_DATA EXCERPT_

■ ■ ■ ■ ■ ■ ■

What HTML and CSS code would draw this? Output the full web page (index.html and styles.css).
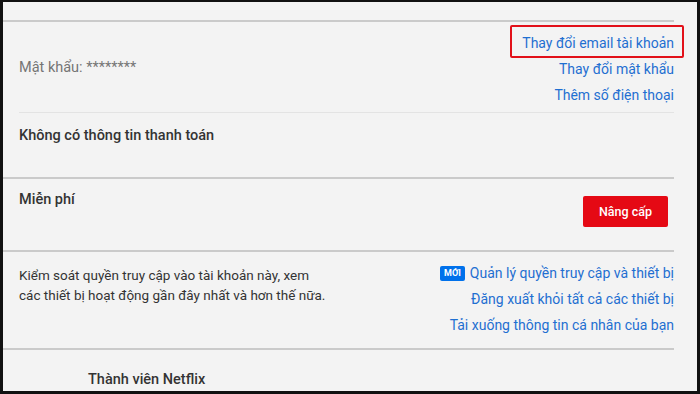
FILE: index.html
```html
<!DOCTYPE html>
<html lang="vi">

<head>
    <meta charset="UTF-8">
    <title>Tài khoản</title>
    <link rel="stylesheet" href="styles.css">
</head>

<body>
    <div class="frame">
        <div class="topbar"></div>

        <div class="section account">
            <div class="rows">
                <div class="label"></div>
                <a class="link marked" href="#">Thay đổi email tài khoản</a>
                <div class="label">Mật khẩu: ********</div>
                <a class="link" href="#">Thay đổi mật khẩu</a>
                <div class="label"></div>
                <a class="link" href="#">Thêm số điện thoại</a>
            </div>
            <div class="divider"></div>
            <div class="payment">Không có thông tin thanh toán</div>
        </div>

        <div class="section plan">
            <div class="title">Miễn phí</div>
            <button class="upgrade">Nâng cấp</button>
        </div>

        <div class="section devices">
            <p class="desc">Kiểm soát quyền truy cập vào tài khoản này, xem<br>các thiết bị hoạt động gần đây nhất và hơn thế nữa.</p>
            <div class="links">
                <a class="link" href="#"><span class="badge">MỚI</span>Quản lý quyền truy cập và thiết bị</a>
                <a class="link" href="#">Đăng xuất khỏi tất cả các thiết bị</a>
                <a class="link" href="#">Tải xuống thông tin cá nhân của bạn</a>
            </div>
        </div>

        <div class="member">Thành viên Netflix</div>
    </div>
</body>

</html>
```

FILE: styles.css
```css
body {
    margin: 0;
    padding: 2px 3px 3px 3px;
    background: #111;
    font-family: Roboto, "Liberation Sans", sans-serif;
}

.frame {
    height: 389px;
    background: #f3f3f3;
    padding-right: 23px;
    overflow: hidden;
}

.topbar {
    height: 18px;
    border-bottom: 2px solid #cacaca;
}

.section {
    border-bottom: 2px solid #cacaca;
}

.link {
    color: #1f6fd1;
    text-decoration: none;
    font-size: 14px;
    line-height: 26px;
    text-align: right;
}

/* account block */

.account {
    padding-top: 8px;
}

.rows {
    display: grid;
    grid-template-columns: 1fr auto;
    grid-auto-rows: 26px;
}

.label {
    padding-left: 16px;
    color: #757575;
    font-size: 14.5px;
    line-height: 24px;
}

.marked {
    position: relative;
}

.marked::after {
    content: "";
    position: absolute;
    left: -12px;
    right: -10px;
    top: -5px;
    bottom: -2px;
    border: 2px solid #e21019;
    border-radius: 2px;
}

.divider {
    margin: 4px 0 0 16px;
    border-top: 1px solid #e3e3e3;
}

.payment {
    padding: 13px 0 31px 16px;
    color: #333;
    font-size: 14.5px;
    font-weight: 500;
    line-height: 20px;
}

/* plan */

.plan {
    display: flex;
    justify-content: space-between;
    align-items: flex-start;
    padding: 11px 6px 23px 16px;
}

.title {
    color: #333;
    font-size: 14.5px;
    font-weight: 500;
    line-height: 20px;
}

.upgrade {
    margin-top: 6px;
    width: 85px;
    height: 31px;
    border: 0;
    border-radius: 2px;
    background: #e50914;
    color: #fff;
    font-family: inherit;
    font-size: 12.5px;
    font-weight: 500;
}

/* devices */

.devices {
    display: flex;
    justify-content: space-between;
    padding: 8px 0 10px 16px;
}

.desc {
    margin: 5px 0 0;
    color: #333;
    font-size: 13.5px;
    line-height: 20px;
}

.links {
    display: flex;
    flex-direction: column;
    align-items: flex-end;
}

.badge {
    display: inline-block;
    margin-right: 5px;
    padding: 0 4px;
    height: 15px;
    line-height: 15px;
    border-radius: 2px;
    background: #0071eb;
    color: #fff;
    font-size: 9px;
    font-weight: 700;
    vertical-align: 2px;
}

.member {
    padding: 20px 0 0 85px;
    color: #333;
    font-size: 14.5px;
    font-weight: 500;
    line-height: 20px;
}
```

■ ■ ■ ■ ■ ■ ■

_INSTRUCTIONS FOR THE TASK_
Reproduce the material above in full and without alteration, but skip all pictures.

_SOLVED EXERCISE_
What HTML and CSS code would draw this? Output the full web page (index.html and styles.css).
FILE: index.html
```html
<!DOCTYPE html>
<html lang="vi">

<head>
    <meta charset="UTF-8">
    <title>Tài khoản</title>
    <link rel="stylesheet" href="styles.css">
</head>

<body>
    <div class="frame">
        <div class="topbar"></div>

        <div class="section account">
            <div class="rows">
                <div class="label"></div>
                <a class="link marked" href="#">Thay đổi email tài khoản</a>
                <div class="label">Mật khẩu: ********</div>
                <a class="link" href="#">Thay đổi mật khẩu</a>
                <div class="label"></div>
                <a class="link" href="#">Thêm số điện thoại</a>
            </div>
            <div class="divider"></div>
            <div class="payment">Không có thông tin thanh toán</div>
        </div>

        <div class="section plan">
            <div class="title">Miễn phí</div>
            <button class="upgrade">Nâng cấp</button>
        </div>

        <div class="section devices">
            <p class="desc">Kiểm soát quyền truy cập vào tài khoản này, xem<br>các thiết bị hoạt động gần đây nhất và hơn thế nữa.</p>
            <div class="links">
                <a class="link" href="#"><span class="badge">MỚI</span>Quản lý quyền truy cập và thiết bị</a>
                <a class="link" href="#">Đăng xuất khỏi tất cả các thiết bị</a>
                <a class="link" href="#">Tải xuống thông tin cá nhân của bạn</a>
            </div>
        </div>

        <div class="member">Thành viên Netflix</div>
    </div>
</body>

</html>
```

FILE: styles.css
```css
body {
    margin: 0;
    padding: 2px 3px 3px 3px;
    background: #111;
    font-family: Roboto, "Liberation Sans", sans-serif;
}

.frame {
    height: 389px;
    background: #f3f3f3;
    padding-right: 23px;
    overflow: hidden;
}

.topbar {
    height: 18px;
    border-bottom: 2px solid #cacaca;
}

.section {
    border-bottom: 2px solid #cacaca;
}

.link {
    color: #1f6fd1;
    text-decoration: none;
    font-size: 14px;
    line-height: 26px;
    text-align: right;
}

/* account block */

.account {
    padding-top: 8px;
}

.rows {
    display: grid;
    grid-template-columns: 1fr auto;
    grid-auto-rows: 26px;
}

.label {
    padding-left: 16px;
    color: #757575;
    font-size: 14.5px;
    line-height: 24px;
}

.marked {
    position: relative;
}

.marked::after {
    content: "";
    position: absolute;
    left: -12px;
    right: -10px;
    top: -5px;
    bottom: -2px;
    border: 2px solid #e21019;
    border-radius: 2px;
}

.divider {
    margin: 4px 0 0 16px;
    border-top: 1px solid #e3e3e3;
}

.payment {
    padding: 13px 0 31px 16px;
    color: #333;
    font-size: 14.5px;
    font-weight: 500;
    line-height: 20px;
}

/* plan */

.plan {
    display: flex;
    justify-content: space-between;
    align-items: flex-start;
    padding: 11px 6px 23px 16px;
}

.title {
    color: #333;
    font-size: 14.5px;
    font-weight: 500;
    line-height: 20px;
}

.upgrade {
    margin-top: 6px;
    width: 85px;
    height: 31px;
    border: 0;
    border-radius: 2px;
    background: #e50914;
    color: #fff;
    font-family: inherit;
    font-size: 12.5px;
    font-weight: 500;
}

/* devices */

.devices {
    display: flex;
    justify-content: space-between;
    padding: 8px 0 10px 16px;
}

.desc {
    margin: 5px 0 0;
    color: #333;
    font-size: 13.5px;
    line-height: 20px;
}

.links {
    display: flex;
    flex-direction: column;
    align-items: flex-end;
}

.badge {
    display: inline-block;
    margin-right: 5px;
    padding: 0 4px;
    height: 15px;
    line-height: 15px;
    border-radius: 2px;
    background: #0071eb;
    color: #fff;
    font-size: 9px;
    font-weight: 700;
    vertical-align: 2px;
}

.member {
    padding: 20px 0 0 85px;
    color: #333;
    font-size: 14.5px;
    font-weight: 500;
    line-height: 20px;
}
```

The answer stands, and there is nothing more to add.